AIM: Work through the data line by line, gathering every line that has the word "styles".

** begin SUPPLIED INFORMATION **

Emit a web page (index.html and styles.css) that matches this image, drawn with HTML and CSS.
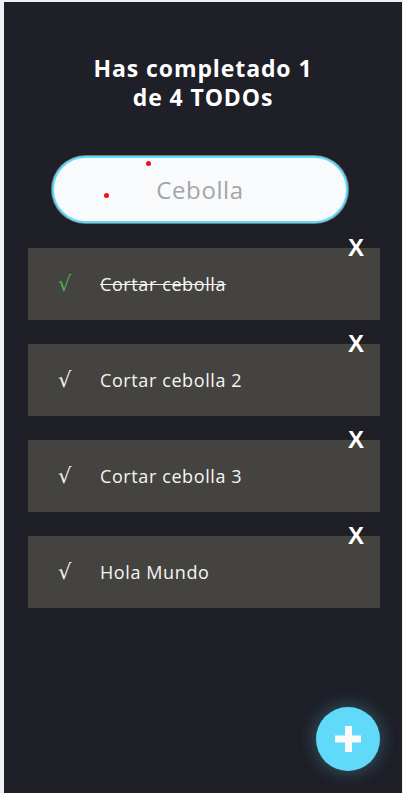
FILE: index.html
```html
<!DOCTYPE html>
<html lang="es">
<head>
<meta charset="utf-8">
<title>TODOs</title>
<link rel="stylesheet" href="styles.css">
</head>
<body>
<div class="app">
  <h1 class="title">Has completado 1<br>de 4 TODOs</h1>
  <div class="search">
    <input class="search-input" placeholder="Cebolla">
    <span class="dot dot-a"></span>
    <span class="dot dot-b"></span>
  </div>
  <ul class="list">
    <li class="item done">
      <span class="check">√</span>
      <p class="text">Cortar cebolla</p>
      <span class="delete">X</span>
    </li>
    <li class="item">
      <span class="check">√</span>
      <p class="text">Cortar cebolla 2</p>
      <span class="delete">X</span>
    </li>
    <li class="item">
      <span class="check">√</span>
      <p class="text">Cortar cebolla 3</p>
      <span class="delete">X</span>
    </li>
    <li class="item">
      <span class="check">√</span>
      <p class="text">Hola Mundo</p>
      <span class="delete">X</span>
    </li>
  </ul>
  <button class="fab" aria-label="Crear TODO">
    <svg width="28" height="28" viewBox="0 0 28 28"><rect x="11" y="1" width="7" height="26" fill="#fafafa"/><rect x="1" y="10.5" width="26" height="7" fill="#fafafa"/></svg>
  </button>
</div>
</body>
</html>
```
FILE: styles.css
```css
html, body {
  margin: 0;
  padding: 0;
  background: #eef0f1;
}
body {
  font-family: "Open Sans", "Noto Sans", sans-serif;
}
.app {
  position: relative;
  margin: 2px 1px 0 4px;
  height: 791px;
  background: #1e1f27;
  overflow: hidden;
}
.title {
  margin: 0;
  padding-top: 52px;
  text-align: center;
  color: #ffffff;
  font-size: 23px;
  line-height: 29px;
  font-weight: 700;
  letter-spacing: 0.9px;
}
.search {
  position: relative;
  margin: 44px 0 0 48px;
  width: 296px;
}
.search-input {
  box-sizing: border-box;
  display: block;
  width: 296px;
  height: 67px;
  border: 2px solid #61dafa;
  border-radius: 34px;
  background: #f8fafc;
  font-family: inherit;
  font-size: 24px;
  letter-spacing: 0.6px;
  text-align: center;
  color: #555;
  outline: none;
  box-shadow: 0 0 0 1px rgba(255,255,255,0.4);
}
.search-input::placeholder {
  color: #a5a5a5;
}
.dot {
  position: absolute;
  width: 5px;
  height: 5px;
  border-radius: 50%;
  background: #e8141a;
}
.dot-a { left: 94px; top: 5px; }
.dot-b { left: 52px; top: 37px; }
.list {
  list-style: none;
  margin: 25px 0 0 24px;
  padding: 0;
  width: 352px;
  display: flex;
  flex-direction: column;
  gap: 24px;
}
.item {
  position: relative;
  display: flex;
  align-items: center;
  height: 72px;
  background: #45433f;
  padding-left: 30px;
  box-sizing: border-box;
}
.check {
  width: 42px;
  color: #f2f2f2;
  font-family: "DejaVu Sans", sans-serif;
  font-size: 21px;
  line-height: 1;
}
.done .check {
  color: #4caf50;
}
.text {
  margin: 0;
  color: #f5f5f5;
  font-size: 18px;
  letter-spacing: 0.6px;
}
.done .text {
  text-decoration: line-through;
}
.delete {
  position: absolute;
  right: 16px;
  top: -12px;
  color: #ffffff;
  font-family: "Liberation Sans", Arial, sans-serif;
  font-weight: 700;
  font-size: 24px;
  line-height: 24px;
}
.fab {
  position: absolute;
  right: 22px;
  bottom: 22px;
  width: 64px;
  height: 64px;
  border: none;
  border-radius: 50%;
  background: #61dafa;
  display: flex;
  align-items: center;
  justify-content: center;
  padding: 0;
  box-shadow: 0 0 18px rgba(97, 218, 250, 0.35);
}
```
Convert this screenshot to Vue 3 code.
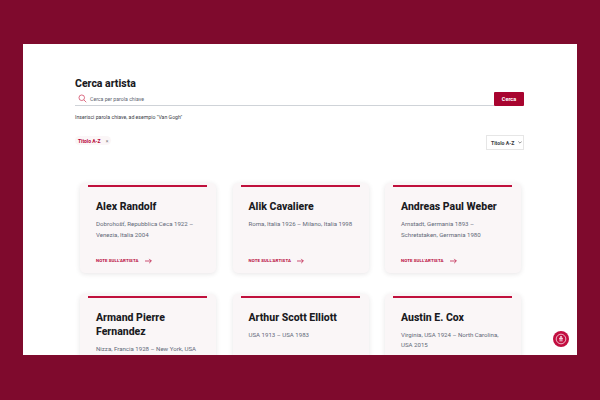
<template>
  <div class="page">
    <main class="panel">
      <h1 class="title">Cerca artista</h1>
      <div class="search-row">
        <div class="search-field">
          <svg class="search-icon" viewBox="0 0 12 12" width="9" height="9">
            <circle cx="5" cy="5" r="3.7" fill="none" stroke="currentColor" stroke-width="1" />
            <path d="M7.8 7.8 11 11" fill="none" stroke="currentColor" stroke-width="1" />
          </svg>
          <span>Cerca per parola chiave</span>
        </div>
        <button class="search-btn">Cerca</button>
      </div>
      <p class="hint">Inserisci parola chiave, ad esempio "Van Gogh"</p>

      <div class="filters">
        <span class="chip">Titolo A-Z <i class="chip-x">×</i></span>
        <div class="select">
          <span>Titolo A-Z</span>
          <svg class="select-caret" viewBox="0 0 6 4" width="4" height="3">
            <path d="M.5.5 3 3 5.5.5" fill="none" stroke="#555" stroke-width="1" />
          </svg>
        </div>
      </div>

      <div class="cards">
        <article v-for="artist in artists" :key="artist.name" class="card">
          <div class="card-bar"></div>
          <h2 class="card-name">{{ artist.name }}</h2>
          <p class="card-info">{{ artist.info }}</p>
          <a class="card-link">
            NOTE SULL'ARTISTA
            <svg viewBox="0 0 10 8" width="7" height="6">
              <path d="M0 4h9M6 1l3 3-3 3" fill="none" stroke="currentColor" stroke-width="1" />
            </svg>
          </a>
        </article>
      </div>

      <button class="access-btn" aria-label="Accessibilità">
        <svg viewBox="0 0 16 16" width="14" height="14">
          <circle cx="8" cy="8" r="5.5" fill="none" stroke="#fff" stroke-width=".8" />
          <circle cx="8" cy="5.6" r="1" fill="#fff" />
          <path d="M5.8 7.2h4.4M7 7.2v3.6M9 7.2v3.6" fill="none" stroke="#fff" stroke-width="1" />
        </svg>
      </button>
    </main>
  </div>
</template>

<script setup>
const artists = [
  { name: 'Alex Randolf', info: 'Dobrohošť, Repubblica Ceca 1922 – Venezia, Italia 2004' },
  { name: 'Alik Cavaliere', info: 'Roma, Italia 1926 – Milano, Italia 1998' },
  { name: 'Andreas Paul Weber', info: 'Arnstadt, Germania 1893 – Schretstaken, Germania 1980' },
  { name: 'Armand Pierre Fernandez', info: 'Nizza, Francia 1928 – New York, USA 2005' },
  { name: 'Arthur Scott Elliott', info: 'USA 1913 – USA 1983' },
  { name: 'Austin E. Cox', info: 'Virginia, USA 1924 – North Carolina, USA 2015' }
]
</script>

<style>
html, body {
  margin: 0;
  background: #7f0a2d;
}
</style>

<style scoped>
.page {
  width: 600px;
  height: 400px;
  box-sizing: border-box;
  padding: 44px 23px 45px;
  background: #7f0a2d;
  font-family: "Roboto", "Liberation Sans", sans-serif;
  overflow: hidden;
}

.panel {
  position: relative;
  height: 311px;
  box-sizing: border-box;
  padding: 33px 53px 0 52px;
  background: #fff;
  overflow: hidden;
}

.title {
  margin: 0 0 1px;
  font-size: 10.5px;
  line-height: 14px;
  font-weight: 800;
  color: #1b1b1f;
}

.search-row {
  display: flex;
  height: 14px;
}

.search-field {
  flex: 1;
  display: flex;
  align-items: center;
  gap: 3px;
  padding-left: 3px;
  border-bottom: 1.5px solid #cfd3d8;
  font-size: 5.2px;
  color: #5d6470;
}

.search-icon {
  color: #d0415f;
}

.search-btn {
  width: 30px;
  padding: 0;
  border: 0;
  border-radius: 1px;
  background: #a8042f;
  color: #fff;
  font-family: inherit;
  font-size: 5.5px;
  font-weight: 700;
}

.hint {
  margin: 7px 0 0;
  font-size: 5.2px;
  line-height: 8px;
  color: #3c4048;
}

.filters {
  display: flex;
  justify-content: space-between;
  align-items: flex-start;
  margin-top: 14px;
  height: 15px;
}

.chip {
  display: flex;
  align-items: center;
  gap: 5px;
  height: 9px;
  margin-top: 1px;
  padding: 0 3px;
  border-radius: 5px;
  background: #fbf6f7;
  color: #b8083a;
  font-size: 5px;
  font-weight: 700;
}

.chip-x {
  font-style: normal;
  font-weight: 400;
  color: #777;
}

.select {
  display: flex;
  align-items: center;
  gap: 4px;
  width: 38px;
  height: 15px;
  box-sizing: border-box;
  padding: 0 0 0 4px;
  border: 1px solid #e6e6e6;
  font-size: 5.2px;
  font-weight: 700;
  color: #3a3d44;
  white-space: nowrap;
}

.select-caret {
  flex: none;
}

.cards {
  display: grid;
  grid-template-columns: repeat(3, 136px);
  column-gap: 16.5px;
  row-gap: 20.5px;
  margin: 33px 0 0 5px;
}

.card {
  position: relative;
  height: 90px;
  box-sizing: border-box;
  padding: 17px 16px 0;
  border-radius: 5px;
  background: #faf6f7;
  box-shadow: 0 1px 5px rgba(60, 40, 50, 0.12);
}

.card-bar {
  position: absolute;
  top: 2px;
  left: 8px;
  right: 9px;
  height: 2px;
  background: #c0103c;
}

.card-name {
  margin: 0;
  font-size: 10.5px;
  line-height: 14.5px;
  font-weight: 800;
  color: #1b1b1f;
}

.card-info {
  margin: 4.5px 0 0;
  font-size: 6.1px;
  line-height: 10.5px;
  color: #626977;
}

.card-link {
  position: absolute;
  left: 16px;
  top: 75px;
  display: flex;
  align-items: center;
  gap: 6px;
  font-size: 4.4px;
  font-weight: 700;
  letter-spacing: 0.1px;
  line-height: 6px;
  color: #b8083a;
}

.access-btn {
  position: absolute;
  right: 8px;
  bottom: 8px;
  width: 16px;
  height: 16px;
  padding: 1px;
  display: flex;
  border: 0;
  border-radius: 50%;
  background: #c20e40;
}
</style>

** end SUPPLIED INFORMATION **

EXPECTED ANSWER:
Emit a web page (index.html and styles.css) that matches this image, drawn with HTML and CSS.
<link rel="stylesheet" href="styles.css">
FILE: styles.css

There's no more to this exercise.